▶ Dataset records

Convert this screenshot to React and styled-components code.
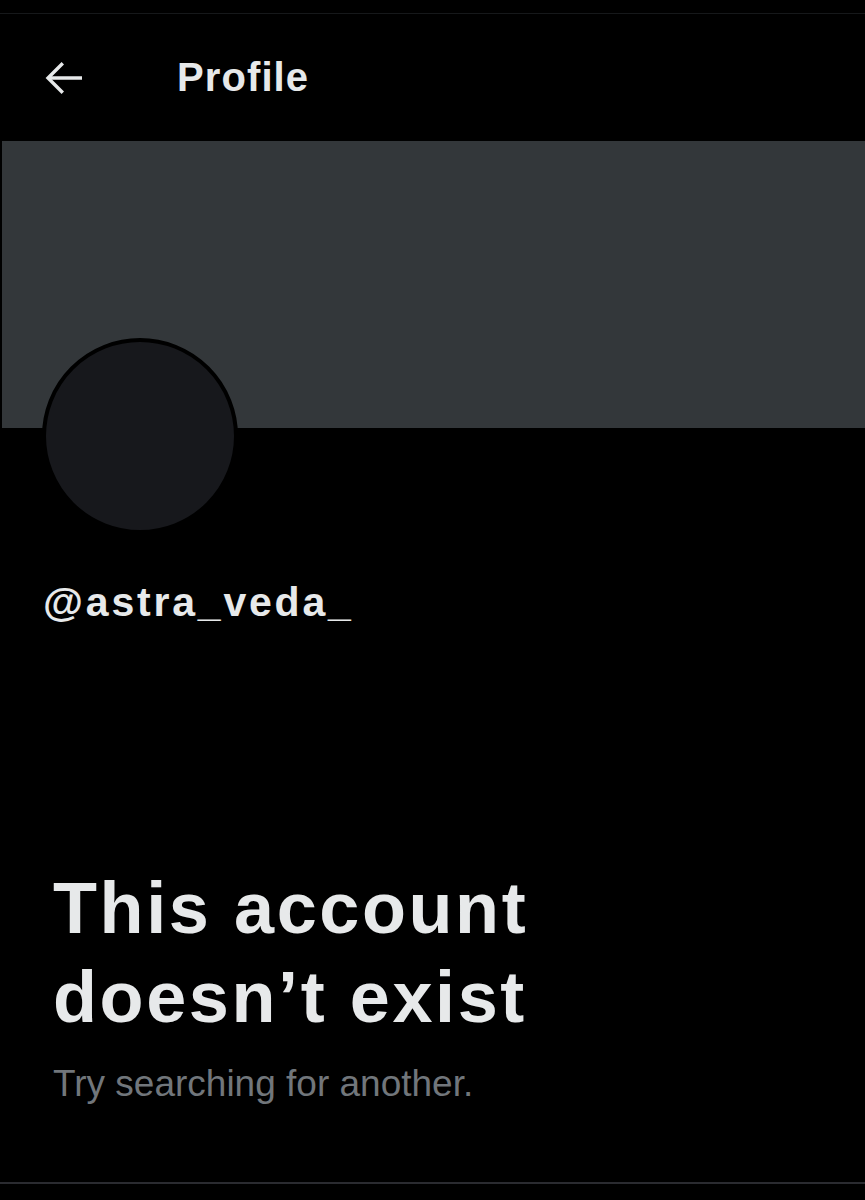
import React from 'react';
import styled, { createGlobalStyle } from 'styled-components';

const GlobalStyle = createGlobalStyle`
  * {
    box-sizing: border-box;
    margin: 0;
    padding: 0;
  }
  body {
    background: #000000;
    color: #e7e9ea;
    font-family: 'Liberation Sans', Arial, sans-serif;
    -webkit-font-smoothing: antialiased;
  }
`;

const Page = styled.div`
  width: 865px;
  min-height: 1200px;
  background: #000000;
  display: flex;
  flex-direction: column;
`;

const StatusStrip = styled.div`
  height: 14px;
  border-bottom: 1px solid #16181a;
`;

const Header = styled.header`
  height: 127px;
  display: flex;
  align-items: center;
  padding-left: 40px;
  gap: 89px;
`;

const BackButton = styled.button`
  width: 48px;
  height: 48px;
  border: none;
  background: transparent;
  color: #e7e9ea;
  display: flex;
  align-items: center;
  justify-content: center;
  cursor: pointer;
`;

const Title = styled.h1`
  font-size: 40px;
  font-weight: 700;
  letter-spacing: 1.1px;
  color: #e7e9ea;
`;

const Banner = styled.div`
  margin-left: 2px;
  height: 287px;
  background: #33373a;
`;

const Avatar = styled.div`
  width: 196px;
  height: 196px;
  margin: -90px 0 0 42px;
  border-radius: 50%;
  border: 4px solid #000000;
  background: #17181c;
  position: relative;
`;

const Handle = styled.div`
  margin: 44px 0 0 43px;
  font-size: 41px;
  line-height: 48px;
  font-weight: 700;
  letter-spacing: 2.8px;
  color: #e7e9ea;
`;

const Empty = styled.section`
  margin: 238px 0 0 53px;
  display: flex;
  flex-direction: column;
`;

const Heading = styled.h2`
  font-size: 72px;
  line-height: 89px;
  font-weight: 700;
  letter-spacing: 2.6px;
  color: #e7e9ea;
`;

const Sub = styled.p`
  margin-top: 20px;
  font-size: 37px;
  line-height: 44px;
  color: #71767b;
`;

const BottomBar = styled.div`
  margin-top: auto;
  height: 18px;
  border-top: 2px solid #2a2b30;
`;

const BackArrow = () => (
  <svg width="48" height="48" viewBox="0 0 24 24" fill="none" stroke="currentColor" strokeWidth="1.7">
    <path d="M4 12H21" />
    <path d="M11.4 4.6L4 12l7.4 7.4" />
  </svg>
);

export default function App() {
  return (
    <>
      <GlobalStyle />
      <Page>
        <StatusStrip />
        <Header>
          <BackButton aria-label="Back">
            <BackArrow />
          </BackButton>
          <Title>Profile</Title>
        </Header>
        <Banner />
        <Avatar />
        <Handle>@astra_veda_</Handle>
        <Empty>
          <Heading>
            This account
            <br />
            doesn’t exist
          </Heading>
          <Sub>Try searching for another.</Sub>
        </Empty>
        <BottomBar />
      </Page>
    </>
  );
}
* * *
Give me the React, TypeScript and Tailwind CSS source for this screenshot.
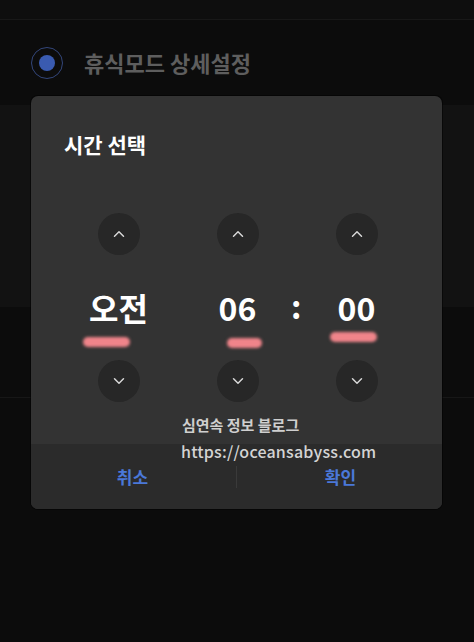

▶ Prompt
State how many lines above include the word "React", and nothing more.

▶ Exercise answer
3